Population (2026-01-01)
- • Total: 511
- • Density: 63.4/km^{2} (164/sq mi)
- Time zone: UTC+1 (CET)
- • Summer (DST): UTC+2 (CEST)
- Postal code: 569 65
- Website: www.obecbudislav.cz

= Budislav (Svitavy District) =

Budislav is a municipality and village in Svitavy District in the Pardubice Region of the Czech Republic. It has about 500 inhabitants.

==Etymology==
The name is derived from the personal name Budislav.

==Geography==
Budislav is located about 21 km west of Svitavy and 37 km southeast of Pardubice. It lies on the border between the Upper Svratka Highlands and Svitavy Uplands. The highest point is at 645 m above sea level. The Desná Stream flows through the municipality. Inside the built-up area is a system of two fishponds, supplied by a tributary of the Desná.

==History==
The first written mention of Budislav is from 1313. It was probably founded in the 13th century. The village was acquired by the town of Litomyšl in 1480. After that, records of further history are lacking.

In the mid-18th century, while non-Catholic religious practice was banned, multiple people from Budislav and surrounding villages went abroad and others were put on trial for heresy.

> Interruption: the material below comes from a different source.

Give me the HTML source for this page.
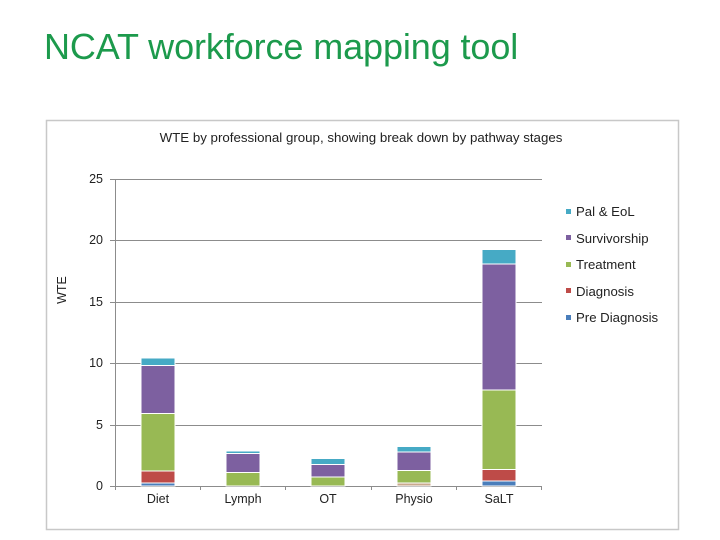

After the issuance of the Patent of Toleration in 1781 by Emperor Joseph II, evangelicals achieved religious freedom. In 1806, evangelicals founded their own cemetery in a locality called Na Klínku.

==Transport==
There are no railways or major roads passing through the municipality.

==Sights==
Among the protected cultural monuments in the municipality is a Neoclassical gamekeeper's lodge, a monument to Soviet soldiers, and a 1930s guesthouse building that is an architecturally valuable example of modernism.

The main landmark of Budislav is the Church of Divine Love. It is heart-shaped and stands on a rocky lookout. Its construction began in 1994, but due to financial reasons, construction was interrupted and the church was consecrated only in 2004. It is an ecumenical church, serving people of all faiths.